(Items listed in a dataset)
★ ★ ★ ★

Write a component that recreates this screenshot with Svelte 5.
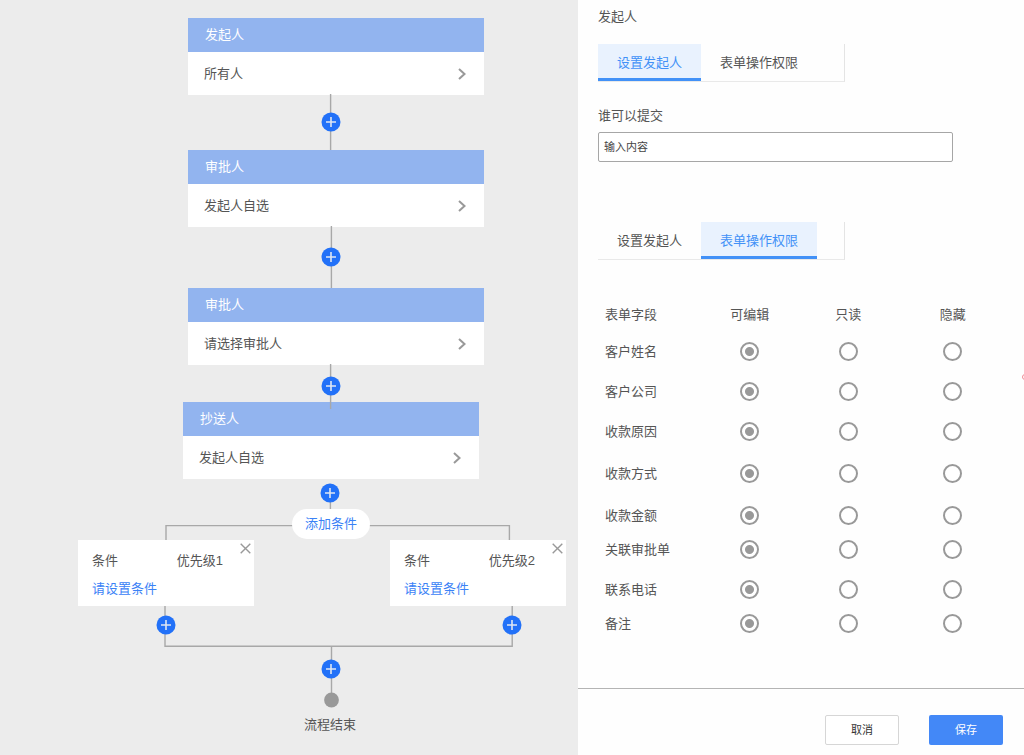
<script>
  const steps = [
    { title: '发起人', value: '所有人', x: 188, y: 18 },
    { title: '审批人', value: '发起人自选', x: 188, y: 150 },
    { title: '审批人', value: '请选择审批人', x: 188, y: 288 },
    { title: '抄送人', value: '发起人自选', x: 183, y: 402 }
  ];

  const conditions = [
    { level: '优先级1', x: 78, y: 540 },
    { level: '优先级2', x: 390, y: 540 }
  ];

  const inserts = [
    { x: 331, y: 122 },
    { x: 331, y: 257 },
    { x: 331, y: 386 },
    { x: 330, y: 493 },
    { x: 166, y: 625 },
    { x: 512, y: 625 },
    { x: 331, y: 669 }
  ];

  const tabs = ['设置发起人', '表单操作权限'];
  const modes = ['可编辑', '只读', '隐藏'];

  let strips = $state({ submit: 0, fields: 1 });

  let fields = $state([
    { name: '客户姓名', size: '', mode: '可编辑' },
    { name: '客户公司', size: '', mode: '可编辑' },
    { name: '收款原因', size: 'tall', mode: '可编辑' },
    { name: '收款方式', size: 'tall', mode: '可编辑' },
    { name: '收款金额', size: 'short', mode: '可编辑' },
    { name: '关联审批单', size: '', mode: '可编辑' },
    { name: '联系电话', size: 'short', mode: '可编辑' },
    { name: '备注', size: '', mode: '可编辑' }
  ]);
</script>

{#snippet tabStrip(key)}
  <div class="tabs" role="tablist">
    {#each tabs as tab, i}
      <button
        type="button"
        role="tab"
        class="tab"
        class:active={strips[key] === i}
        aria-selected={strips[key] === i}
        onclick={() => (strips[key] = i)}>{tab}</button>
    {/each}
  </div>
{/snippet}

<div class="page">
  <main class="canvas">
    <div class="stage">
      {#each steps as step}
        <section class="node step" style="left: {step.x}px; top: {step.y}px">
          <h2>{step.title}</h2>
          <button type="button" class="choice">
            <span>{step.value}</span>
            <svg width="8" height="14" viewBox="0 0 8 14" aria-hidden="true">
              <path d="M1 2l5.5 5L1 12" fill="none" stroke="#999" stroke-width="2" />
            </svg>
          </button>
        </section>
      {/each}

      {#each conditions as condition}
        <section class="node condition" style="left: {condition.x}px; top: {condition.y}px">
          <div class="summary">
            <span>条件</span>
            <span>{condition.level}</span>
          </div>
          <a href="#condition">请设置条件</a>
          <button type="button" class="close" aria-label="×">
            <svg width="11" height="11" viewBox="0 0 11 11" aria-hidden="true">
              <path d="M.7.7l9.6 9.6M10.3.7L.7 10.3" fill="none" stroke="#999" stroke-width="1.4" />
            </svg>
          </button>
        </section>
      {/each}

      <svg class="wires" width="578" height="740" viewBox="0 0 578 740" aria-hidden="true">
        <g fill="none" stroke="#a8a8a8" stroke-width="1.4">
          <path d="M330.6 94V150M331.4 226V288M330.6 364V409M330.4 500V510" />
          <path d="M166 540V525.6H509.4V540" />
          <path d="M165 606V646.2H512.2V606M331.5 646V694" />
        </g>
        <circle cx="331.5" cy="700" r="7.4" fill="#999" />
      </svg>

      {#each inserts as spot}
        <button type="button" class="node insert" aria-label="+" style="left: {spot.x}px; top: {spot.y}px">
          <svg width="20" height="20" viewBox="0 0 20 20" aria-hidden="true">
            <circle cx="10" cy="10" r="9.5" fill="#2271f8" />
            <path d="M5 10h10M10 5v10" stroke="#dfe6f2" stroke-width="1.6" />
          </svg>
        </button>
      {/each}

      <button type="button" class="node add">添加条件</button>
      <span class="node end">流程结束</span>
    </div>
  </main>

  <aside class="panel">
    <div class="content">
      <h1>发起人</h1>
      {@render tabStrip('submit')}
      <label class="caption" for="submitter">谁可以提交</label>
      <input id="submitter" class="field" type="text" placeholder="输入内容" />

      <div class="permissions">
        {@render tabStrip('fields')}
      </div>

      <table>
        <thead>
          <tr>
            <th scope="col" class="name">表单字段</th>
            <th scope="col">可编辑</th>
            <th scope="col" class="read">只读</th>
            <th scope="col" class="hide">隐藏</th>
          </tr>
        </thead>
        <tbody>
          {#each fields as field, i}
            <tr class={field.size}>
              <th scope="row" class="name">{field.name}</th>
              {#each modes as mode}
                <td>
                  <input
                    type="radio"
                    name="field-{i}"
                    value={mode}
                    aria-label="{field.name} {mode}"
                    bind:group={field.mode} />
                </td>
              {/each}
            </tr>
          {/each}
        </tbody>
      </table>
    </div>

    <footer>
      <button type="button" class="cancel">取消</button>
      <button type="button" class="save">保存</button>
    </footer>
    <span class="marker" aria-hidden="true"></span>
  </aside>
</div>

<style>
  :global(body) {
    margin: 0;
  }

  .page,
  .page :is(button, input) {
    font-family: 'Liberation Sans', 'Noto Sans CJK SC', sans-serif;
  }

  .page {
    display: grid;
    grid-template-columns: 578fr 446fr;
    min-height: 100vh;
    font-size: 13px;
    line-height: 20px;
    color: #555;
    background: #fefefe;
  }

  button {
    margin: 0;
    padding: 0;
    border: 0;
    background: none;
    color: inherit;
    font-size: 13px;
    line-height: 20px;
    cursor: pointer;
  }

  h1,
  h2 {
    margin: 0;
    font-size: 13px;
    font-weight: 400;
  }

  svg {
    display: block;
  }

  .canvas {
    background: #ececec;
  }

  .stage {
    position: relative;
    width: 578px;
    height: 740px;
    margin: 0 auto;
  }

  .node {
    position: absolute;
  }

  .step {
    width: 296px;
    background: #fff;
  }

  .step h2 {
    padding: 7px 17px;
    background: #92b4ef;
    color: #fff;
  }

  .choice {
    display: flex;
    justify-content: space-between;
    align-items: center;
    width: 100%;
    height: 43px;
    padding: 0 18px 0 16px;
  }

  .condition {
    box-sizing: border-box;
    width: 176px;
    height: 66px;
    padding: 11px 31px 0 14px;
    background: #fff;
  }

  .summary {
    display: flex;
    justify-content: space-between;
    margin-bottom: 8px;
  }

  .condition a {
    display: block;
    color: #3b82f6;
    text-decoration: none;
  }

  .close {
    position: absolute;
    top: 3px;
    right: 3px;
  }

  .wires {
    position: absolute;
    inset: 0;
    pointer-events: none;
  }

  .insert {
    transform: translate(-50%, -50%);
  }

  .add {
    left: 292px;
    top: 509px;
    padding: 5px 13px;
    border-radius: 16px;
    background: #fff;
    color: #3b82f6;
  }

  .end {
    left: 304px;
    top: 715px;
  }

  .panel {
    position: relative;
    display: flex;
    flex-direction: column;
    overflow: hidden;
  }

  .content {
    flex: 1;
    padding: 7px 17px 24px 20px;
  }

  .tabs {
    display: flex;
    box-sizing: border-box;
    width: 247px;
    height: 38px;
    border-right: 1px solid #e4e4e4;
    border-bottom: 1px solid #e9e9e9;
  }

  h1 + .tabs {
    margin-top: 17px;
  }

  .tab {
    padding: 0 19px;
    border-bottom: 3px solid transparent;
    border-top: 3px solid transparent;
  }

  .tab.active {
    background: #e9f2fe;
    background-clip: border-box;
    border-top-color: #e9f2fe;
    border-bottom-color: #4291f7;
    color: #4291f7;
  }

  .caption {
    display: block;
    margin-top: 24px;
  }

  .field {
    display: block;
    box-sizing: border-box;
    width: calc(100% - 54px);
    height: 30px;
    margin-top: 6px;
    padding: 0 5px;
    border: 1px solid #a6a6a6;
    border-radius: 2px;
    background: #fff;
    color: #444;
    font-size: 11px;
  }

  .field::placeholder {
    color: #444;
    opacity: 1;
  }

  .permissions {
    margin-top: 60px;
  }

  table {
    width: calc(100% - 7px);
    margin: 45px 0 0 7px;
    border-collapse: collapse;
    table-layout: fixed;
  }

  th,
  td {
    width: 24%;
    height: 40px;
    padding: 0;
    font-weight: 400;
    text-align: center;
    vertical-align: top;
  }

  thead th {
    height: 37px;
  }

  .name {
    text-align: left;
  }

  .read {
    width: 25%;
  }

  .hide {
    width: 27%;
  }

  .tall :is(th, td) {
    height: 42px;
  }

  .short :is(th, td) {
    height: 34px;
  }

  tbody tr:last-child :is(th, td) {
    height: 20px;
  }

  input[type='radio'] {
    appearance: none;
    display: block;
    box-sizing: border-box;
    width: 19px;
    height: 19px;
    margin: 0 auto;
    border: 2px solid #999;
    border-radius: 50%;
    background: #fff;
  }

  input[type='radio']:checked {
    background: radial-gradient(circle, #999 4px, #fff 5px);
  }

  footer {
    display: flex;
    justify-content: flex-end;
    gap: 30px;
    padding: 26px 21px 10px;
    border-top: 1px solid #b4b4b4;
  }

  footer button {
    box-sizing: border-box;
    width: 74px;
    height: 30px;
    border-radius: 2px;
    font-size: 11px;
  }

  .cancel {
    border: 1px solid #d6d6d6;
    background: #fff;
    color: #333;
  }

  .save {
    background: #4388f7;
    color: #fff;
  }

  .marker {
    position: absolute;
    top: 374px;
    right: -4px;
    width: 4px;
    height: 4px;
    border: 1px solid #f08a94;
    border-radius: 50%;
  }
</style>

★ ★ ★ ★

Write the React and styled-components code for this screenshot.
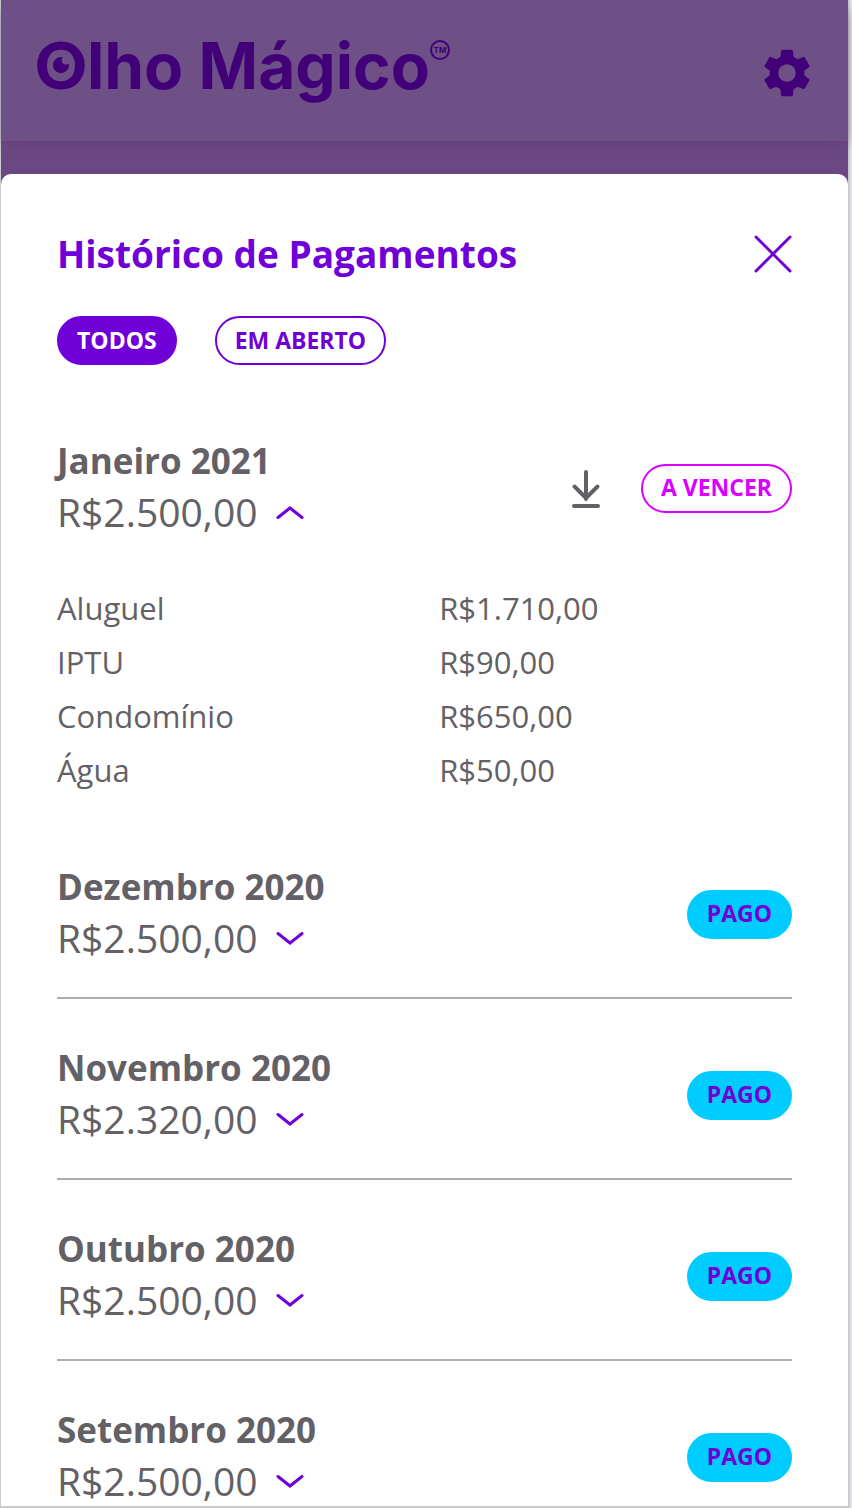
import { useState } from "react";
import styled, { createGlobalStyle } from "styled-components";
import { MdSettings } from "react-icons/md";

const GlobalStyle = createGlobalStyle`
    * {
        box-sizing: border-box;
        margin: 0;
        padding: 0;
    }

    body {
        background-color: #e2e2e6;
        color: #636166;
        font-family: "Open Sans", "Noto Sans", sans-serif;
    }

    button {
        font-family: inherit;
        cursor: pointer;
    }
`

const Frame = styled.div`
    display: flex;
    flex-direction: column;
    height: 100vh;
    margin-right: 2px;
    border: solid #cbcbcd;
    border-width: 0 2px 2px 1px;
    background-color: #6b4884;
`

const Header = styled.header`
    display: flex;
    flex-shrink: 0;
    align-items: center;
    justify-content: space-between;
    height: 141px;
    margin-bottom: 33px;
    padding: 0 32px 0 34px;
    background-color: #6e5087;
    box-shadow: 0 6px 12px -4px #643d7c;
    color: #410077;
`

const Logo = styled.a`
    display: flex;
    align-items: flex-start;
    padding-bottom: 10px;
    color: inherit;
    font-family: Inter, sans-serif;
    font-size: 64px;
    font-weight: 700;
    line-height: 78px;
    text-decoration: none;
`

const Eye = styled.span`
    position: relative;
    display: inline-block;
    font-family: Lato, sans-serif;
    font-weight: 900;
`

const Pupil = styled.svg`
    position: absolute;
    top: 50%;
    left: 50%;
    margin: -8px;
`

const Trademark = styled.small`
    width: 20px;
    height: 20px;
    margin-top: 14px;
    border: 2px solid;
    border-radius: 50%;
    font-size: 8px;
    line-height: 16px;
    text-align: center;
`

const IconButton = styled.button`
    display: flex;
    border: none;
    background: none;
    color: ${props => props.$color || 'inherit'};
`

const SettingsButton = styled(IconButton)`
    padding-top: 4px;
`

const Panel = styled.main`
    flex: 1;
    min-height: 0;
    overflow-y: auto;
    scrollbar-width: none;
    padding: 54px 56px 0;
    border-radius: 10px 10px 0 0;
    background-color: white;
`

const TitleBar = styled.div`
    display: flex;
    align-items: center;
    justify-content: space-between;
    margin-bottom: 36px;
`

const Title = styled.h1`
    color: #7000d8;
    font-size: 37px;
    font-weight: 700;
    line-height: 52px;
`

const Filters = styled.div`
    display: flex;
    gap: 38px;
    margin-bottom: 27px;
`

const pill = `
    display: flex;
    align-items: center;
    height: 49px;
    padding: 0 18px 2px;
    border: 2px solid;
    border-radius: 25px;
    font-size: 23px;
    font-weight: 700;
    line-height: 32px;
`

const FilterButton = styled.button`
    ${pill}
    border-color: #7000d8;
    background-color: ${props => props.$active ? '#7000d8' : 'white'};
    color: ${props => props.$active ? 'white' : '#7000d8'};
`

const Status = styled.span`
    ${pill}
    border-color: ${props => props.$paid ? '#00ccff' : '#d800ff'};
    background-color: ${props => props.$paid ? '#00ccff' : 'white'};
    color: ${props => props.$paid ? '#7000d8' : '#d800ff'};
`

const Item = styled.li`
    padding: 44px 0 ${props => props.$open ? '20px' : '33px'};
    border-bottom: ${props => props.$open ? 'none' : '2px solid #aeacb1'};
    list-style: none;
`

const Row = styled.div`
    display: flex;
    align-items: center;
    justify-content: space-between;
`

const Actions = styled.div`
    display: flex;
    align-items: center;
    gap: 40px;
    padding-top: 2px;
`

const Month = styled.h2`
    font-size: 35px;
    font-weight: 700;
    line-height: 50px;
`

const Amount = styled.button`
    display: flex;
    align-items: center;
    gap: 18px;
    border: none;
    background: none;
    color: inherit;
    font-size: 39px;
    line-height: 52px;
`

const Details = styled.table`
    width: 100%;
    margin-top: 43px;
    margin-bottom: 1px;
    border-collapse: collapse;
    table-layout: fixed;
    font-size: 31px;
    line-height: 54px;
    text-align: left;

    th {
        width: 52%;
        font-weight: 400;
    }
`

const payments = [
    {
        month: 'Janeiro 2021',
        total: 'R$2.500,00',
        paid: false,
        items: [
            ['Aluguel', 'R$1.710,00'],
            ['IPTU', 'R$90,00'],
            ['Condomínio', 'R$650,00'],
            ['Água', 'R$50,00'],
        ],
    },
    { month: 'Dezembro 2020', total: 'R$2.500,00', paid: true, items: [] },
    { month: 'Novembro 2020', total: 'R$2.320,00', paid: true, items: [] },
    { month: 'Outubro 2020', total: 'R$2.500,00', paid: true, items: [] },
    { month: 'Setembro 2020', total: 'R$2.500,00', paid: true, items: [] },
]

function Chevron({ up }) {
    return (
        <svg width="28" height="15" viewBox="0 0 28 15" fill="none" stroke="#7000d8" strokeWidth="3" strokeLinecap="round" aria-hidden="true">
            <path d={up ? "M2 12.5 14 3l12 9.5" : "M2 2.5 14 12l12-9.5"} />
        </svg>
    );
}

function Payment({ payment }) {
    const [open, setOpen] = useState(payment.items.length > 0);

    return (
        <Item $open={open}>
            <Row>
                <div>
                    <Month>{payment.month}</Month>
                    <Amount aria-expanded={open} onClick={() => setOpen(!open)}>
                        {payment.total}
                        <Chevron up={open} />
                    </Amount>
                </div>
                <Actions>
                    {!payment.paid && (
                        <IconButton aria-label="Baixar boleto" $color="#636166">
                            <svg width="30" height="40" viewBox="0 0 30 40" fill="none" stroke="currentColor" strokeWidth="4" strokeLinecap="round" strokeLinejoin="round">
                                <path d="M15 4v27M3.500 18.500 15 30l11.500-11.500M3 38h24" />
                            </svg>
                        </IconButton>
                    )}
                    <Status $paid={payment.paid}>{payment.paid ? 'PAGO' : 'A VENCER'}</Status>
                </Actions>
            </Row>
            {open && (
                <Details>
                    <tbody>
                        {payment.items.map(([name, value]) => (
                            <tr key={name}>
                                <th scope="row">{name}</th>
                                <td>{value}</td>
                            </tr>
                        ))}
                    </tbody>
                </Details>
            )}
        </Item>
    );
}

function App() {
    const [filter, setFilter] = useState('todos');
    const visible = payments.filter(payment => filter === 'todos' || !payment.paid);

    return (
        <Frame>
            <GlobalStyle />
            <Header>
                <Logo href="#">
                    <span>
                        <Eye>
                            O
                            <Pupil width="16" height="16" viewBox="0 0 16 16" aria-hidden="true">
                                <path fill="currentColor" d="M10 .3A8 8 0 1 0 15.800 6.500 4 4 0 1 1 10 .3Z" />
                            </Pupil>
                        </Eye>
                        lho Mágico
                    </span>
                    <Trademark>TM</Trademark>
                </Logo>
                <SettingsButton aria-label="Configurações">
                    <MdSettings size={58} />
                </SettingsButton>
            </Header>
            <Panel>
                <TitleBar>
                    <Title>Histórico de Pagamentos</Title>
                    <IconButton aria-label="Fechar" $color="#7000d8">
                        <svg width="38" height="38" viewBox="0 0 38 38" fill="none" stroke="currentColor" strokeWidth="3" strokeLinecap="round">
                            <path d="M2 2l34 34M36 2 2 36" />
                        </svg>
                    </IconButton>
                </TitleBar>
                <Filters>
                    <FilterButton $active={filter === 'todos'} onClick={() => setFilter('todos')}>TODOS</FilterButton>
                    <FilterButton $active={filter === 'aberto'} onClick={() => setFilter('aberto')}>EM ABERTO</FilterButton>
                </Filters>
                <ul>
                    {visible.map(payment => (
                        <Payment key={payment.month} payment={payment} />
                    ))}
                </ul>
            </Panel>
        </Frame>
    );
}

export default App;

★ ★ ★ ★

Using the material above, gather every line that includes "components".

Write the React and styled-components code for this screenshot.
import styled, { createGlobalStyle } from "styled-components";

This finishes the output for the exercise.